Software engineering has always had a quiet truth: most failures don’t come from writing the wrong lines of code, but from skipping the boring steps around it. Specifications, test runs, verification, review — the scaffolding that keeps systems from drifting into subtle failure modes. That same truth is now reappearing in AI agents, and it’s harder to ignore.
A recent surge of interest around “Agent Skills” makes that visible. The idea is disarmingly simple: instead of trusting an AI coding agent to behave like a disciplined engineer, you explicitly force it through structured phases — Define, Plan, Build, Verify, Review, Ship. Not as advice, but as a checklist embedded into its working context.
The key insight isn’t about model capability. It’s about behavior under weak constraints. Even highly capable agents tend to skip unglamorous steps unless something external enforces them. “Do good engineering” is too vague. A required verification phase with explicit criteria changes outcomes.
That difference — between instruction and enforcement — is where things start to get interesting.
At a completely different layer, a recent position paper argues that the real risks in AI systems don’t come from individual models at all, but from how they are arranged. The structure of interaction — who goes first, who sees what, who trusts whom — determines system behavior more than the alignment of any single agent.

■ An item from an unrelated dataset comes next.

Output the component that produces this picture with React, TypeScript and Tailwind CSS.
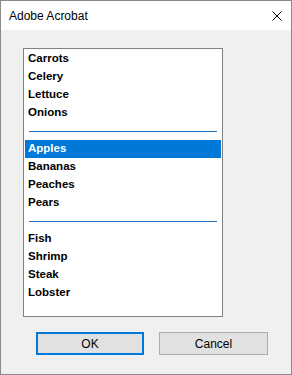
const groups = [
  ["Carrots", "Celery", "Lettuce", "Onions"],
  ["Apples", "Bananas", "Peaches", "Pears"],
  ["Fish", "Shrimp", "Steak", "Lobster"],
]

const selected = "Apples"

const font = { fontFamily: '"Liberation Sans", Arial, sans-serif' }

export default function App() {
  return (
    <div
      className="w-[292px] h-[375px] border border-[#8a8a8a] bg-[#f0f0f0] flex flex-col text-black"
      style={font}
    >
      {/* Title bar */}
      <div className="h-[29px] bg-white flex items-center justify-between pl-[8px] pr-[9px]">
        <span className="text-[12px]">Adobe Acrobat</span>
        <svg width="10" height="10" viewBox="0 0 10 10" className="mr-[0px]">
          <path d="M0.5 0.5 L9.5 9.5 M9.5 0.5 L0.5 9.5" stroke="#000" strokeWidth="1" />
        </svg>
      </div>

      {/* Body */}
      <div className="flex-1 flex flex-col pt-[18px] pl-[22px]">
        <div className="w-[200px] h-[269px] bg-white border border-[#828282] px-px pt-px">
          {groups.map((group, gi) => (
            <div key={gi}>
              {gi > 0 && (
                <div className="h-[18px] flex items-center px-1">
                  <div className="h-px w-full bg-[#1e6fc0]" />
                </div>
              )}
              {group.map((item) => (
                <div
                  key={item}
                  className={
                    item === selected
                      ? "h-[18px] flex items-center pl-[3px] text-[11.5px] font-bold bg-[#0078d7] text-white"
                      : "h-[18px] flex items-center pl-[3px] text-[11.5px] font-bold"
                  }
                >
                  {item}
                </div>
              ))}
            </div>
          ))}
        </div>

        {/* Buttons */}
        <div className="flex gap-[15px] mt-[15px] pl-[13px]">
          <button className="w-[108px] h-[23px] bg-[#e1e1e1] border-2 border-[#0078d7] text-[12px] flex items-center justify-center">
            OK
          </button>
          <button className="w-[109px] h-[23px] bg-[#e1e1e1] border border-[#adadad] text-[12px] flex items-center justify-center">
            Cancel
          </button>
        </div>
      </div>
    </div>
  )
}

Three failure modes stand out:
Ordering instability means the same agents, in a different sequence, produce different results. Not occasionally — structurally. Change the order, change the outcome.
Information cascades show how early mistakes propagate. If the first agent is confidently wrong, downstream agents often amplify the error instead of correcting it, especially when they can’t access the original evidence.
Functional collapse is more subtle. A system can pass fairness or quality checks at the component level while losing meaningful discrimination at the system level. Everything looks fine in isolation. The failure only appears when the pieces interact.
What’s counterintuitive is that stronger models make these problems worse. More capable agents converge faster. They agree more confidently. That sounds good — until you realize it accelerates the spread of incorrect assumptions through the system.
Put these two threads together and a pattern emerges.
Agent Skills acts as a compensating mechanism: if a single agent can’t be trusted to follow disciplined workflows, you impose structure externally. The topology argument scales that idea up: if multiple agents can’t be trusted to behave safely in composition, you must design the system’s interaction structure as the primary control surface.
In both cases, alignment alone isn’t enough.
Behavior emerges from constraints.
This is not a new lesson. Distributed systems learned it decades ago. Reliable systems assume disagreement, failure, and partial information. Consensus protocols are designed to handle nodes that are wrong, slow, or inconsistent.
A system where every node agrees instantly isn’t necessarily robust. It’s often fragile — because a shared flaw propagates everywhere without resistance.
AI agent systems are drifting toward the same realization, but from the opposite direction. Instead of starting with failure assumptions, they often start with trust in model capability — and only later discover that trust doesn’t compose.
There’s also an uncomfortable implication here.
We tend to think better models reduce risk. But in tightly coupled systems, higher confidence can amplify failure. A slightly uncertain agent might question upstream output. A highly confident one is more likely to accept and propagate it.
In other words, a bit of friction — hesitation, redundancy, even disagreement — can make systems more robust.
The practical takeaway is not to distrust models, but to shift focus.
Designing agent systems is less about picking the most capable model and more about shaping the environment it operates in. That includes:
- Forcing explicit workflow stages instead of relying on implicit discipline
- Designing information flow so early decisions can be challenged
- Introducing redundancy or parallelism to reduce cascade risk
- Evaluating systems under multiple configurations, not just a single pipeline
These are system design problems, not model tuning problems.
If you want to see how these ideas intersect in more detail, the full discussion is worth reading:
Agents Need Systems Thinking, Not Just Aligned Models
The deeper shift is conceptual. Alignment is not a property you can assign to a model and expect to persist. It’s something that emerges — or fails to — from the structure surrounding that model.
And as agent systems grow more complex, that structure stops being an implementation detail. It becomes the system.